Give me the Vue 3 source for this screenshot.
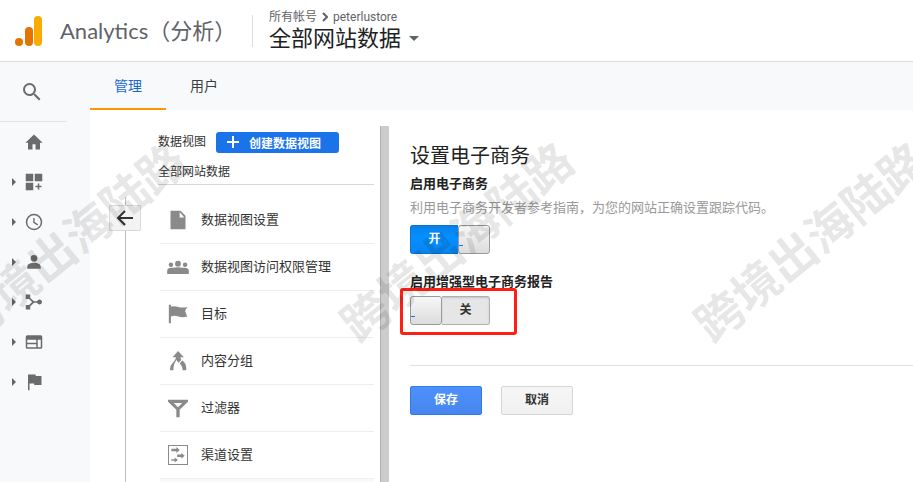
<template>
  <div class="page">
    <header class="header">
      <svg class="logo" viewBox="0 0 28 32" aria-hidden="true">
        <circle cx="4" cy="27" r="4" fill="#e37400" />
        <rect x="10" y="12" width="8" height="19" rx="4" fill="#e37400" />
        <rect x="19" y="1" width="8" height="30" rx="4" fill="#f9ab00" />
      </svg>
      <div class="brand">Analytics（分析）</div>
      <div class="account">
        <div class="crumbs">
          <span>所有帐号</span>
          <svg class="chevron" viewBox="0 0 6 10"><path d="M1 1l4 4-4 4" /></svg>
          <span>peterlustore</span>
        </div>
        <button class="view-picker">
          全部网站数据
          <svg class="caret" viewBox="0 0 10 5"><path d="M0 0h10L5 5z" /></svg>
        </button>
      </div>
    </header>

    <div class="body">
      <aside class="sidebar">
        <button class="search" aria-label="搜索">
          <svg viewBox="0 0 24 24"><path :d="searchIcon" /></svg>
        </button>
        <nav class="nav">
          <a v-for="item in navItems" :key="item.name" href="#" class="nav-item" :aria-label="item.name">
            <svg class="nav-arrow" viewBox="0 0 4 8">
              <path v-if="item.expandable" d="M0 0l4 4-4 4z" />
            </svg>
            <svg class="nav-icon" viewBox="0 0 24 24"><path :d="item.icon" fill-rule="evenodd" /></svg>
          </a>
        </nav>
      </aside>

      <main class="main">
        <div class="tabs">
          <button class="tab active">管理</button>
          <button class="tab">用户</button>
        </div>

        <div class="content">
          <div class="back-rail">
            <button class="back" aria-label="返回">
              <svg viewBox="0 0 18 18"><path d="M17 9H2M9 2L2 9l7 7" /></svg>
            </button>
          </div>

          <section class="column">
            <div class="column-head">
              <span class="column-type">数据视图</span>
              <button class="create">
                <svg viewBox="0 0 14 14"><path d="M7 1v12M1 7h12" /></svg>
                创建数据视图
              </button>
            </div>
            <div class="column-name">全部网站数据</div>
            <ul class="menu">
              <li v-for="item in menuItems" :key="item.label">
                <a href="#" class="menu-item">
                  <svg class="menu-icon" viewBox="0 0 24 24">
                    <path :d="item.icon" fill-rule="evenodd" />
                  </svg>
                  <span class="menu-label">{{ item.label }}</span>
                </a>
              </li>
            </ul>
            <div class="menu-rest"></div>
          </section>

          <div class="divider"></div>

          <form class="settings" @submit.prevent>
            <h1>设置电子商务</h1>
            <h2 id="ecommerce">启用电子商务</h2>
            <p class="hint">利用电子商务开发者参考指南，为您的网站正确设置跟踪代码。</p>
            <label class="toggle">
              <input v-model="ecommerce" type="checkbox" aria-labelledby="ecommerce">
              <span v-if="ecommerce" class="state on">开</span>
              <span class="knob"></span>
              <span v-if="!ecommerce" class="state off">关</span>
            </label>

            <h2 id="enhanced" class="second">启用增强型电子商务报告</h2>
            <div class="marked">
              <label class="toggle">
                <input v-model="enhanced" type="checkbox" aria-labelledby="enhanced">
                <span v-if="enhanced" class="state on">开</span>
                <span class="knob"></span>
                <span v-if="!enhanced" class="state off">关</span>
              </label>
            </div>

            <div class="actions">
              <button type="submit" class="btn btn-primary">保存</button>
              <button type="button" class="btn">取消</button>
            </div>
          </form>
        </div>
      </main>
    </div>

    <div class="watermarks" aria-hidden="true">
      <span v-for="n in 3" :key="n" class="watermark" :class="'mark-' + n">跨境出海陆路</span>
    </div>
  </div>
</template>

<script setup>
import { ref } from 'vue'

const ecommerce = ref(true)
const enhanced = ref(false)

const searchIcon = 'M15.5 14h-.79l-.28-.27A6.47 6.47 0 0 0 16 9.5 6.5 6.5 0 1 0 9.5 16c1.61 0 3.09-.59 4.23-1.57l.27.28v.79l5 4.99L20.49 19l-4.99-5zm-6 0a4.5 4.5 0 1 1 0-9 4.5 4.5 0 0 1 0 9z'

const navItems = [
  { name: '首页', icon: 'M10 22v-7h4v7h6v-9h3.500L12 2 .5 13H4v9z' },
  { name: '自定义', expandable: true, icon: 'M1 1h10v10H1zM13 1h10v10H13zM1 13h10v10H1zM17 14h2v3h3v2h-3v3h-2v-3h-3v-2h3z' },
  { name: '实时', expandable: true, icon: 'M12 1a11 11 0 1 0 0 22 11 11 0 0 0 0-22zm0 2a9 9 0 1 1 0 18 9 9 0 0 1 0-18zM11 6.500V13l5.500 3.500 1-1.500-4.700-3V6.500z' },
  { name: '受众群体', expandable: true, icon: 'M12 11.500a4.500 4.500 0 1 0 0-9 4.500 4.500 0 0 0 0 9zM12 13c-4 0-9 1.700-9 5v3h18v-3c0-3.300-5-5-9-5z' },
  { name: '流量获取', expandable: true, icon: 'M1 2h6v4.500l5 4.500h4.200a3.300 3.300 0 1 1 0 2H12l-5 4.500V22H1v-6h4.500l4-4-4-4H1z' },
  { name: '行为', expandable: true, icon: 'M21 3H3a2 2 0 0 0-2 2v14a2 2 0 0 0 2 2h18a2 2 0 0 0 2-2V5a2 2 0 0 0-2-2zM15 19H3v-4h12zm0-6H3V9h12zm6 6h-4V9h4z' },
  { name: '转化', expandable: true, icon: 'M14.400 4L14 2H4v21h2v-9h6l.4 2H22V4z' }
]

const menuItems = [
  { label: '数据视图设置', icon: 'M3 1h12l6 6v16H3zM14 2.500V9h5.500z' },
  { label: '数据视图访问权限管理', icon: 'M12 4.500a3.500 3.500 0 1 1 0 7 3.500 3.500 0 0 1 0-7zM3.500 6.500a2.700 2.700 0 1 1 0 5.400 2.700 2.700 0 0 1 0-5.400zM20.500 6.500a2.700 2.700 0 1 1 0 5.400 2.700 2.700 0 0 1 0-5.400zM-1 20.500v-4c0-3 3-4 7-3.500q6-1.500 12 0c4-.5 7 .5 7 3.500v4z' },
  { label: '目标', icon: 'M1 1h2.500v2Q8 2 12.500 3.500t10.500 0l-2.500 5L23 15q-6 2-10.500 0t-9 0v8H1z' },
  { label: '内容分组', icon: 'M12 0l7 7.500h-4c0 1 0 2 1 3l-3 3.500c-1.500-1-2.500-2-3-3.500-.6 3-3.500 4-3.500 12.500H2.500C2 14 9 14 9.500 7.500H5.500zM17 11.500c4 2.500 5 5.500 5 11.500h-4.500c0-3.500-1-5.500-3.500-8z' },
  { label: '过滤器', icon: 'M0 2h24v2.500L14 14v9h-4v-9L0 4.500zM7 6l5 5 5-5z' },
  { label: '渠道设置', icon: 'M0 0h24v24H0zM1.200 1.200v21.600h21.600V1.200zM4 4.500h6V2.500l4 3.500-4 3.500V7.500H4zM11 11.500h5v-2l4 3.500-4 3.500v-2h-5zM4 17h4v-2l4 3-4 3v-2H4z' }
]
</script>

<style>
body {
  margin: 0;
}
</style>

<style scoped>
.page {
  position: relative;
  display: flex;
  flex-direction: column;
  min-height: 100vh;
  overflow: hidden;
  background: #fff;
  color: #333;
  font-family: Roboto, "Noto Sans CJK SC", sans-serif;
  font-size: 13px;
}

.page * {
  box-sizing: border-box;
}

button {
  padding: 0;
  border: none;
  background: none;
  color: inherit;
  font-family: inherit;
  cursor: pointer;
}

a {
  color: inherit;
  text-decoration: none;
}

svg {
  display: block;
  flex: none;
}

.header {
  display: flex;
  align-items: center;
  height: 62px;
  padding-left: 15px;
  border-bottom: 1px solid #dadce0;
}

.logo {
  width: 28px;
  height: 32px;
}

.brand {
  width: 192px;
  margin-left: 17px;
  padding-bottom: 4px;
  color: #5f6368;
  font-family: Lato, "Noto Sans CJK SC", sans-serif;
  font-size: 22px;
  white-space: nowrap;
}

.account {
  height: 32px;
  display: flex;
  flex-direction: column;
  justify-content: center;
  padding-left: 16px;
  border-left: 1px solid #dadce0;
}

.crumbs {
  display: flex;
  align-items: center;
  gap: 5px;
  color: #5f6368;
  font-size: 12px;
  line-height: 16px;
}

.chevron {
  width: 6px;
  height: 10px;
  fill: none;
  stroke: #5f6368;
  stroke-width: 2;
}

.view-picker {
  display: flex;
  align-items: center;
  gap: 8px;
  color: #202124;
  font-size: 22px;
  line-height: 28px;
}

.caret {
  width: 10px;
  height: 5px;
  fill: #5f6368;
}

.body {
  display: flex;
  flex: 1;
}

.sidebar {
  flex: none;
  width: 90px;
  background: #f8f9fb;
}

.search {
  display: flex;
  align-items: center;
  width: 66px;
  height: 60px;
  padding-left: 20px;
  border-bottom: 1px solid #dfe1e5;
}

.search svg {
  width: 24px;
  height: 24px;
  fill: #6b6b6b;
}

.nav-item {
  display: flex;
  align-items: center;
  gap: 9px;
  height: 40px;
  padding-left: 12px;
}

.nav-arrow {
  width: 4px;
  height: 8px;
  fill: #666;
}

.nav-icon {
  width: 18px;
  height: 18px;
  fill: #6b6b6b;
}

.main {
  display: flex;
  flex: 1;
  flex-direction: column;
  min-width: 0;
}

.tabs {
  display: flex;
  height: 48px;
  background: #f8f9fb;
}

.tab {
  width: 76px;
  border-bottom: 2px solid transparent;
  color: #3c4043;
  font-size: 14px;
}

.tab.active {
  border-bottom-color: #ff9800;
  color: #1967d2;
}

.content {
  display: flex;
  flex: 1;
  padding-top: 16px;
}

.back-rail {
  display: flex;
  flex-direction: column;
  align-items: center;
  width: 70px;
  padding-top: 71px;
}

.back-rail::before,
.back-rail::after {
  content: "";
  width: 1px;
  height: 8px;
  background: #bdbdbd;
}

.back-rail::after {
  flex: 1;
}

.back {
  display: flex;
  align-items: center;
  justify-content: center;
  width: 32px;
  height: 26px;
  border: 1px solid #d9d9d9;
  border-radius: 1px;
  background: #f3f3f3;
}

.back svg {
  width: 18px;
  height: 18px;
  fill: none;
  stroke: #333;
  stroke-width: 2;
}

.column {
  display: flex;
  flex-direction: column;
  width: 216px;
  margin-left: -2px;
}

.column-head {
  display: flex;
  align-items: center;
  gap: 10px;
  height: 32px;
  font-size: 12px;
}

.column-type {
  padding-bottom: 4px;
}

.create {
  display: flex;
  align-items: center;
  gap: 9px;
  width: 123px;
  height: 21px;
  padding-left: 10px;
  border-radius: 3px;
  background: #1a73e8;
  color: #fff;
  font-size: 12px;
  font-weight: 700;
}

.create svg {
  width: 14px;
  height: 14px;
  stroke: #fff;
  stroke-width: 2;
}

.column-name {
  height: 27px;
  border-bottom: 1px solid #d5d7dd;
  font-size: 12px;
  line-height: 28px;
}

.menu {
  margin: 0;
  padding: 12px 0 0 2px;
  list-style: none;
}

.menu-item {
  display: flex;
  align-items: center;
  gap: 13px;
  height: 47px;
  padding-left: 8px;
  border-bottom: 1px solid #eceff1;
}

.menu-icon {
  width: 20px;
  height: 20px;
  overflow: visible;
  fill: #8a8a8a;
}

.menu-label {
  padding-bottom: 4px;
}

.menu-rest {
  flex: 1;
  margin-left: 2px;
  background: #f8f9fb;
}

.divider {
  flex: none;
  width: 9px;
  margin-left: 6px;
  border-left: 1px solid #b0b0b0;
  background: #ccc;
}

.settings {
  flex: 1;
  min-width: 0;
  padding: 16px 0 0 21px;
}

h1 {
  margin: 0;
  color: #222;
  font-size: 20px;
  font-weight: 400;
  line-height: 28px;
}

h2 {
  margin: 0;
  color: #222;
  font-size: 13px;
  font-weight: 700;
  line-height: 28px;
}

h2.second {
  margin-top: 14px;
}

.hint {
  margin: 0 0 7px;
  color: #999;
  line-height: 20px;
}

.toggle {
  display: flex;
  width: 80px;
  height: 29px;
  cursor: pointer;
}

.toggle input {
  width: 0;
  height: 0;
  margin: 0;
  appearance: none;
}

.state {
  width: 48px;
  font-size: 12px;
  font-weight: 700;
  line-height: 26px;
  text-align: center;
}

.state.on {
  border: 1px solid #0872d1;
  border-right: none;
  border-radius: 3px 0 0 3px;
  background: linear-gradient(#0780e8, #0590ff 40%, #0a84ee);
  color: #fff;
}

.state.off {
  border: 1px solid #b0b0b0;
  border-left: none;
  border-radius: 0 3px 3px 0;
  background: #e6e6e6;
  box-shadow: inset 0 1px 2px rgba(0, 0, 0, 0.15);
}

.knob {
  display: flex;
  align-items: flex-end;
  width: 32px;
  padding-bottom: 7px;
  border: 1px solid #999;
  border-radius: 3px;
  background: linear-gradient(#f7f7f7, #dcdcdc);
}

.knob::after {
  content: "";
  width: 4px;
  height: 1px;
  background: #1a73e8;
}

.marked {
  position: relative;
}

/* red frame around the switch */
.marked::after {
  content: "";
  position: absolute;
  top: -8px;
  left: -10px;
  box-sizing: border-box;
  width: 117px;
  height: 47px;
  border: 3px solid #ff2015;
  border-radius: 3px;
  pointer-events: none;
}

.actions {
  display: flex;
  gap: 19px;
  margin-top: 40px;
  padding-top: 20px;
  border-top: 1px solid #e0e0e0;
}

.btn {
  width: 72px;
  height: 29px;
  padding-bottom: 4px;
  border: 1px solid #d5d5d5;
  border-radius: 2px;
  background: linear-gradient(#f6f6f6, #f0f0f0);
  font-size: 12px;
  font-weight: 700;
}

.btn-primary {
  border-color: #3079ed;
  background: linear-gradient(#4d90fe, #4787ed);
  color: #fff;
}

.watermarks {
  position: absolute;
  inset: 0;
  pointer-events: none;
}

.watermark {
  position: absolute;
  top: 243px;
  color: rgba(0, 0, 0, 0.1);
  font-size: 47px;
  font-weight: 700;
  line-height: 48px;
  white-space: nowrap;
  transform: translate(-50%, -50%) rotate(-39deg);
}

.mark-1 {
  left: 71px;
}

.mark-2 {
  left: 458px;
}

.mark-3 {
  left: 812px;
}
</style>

==

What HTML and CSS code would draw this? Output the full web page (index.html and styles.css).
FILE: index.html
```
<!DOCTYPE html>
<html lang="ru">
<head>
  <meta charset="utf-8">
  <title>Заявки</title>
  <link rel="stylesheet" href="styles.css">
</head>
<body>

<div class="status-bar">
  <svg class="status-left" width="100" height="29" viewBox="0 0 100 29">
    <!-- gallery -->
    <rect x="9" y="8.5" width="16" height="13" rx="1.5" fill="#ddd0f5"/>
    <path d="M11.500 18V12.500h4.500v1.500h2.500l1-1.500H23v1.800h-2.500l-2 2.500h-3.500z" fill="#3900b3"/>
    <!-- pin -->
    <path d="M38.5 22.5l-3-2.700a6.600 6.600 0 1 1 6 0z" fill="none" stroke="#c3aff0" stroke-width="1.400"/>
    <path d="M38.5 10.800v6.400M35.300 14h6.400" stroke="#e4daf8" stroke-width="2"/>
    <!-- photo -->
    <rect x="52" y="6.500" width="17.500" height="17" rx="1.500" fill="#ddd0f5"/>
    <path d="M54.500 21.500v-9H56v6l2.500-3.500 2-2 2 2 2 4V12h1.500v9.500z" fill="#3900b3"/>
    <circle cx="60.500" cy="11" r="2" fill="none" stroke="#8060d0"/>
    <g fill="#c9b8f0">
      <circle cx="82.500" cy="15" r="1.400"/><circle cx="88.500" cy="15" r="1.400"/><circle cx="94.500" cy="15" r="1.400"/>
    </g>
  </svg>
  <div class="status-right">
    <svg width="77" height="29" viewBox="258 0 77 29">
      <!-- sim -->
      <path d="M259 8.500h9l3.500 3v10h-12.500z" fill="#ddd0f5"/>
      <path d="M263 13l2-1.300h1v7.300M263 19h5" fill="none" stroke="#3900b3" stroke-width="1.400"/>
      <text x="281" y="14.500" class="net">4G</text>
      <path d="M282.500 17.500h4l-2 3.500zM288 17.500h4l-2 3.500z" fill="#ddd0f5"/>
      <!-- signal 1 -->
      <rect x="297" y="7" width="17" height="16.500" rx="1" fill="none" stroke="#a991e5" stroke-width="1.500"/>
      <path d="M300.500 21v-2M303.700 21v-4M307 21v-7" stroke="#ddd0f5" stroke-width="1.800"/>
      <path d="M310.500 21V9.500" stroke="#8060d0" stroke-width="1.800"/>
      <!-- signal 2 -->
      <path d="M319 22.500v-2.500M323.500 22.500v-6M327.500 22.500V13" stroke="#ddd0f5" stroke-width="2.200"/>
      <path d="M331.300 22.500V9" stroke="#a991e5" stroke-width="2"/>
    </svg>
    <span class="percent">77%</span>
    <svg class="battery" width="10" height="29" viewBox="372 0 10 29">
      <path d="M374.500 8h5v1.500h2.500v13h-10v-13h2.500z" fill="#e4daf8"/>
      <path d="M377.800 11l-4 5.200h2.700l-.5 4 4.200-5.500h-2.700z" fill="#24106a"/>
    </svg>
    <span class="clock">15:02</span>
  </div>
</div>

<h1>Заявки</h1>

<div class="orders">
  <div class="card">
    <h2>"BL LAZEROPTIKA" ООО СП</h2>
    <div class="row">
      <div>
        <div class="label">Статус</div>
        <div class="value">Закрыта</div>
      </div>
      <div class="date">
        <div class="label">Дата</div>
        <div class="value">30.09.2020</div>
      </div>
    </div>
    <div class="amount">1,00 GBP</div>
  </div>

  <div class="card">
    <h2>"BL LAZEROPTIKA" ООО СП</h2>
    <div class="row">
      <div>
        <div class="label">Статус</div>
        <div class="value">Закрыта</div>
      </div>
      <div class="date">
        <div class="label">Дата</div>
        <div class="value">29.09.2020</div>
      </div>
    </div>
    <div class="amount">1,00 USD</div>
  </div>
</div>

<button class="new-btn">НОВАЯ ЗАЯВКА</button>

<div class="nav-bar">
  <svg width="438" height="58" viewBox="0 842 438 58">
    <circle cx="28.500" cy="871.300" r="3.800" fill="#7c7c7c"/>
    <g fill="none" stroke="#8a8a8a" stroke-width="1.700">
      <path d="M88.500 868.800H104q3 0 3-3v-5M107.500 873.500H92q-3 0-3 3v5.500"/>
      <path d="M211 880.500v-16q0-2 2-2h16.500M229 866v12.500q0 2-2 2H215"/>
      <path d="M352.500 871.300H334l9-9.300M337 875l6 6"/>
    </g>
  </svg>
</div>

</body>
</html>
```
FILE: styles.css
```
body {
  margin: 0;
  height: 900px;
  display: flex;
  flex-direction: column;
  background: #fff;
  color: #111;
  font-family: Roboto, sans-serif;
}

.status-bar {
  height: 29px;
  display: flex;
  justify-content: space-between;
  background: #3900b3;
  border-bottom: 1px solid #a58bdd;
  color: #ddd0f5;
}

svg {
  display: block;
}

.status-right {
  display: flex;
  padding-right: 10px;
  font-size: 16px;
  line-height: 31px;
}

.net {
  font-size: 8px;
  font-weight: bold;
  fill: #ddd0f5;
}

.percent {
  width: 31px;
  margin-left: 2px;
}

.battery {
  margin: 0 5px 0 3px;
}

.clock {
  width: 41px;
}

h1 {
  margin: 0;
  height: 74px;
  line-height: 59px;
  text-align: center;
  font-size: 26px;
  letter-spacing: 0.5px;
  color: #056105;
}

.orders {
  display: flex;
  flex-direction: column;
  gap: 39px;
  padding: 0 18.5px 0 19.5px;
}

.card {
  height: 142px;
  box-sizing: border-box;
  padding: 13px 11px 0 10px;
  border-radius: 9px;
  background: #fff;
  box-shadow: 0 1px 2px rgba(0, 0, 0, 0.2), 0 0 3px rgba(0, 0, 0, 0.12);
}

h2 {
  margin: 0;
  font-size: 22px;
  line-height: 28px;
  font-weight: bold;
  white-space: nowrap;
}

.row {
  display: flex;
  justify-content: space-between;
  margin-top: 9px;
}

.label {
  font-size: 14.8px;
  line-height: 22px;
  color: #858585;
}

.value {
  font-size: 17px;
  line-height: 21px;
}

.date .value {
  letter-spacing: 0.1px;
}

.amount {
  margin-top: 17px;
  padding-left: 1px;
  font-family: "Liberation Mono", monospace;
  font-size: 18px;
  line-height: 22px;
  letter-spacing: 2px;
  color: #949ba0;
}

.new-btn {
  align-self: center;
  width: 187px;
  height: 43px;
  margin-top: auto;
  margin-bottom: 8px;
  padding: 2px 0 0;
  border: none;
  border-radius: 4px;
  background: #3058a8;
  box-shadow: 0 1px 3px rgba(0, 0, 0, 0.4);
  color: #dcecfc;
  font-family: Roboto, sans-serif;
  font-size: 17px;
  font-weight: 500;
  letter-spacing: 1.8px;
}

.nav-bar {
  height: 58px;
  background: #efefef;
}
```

Problem to solve
Search the listing for the string "index". Copy each line where it turns up.

Worked answer
What HTML and CSS code would draw this? Output the full web page (index.html and styles.css).
FILE: index.html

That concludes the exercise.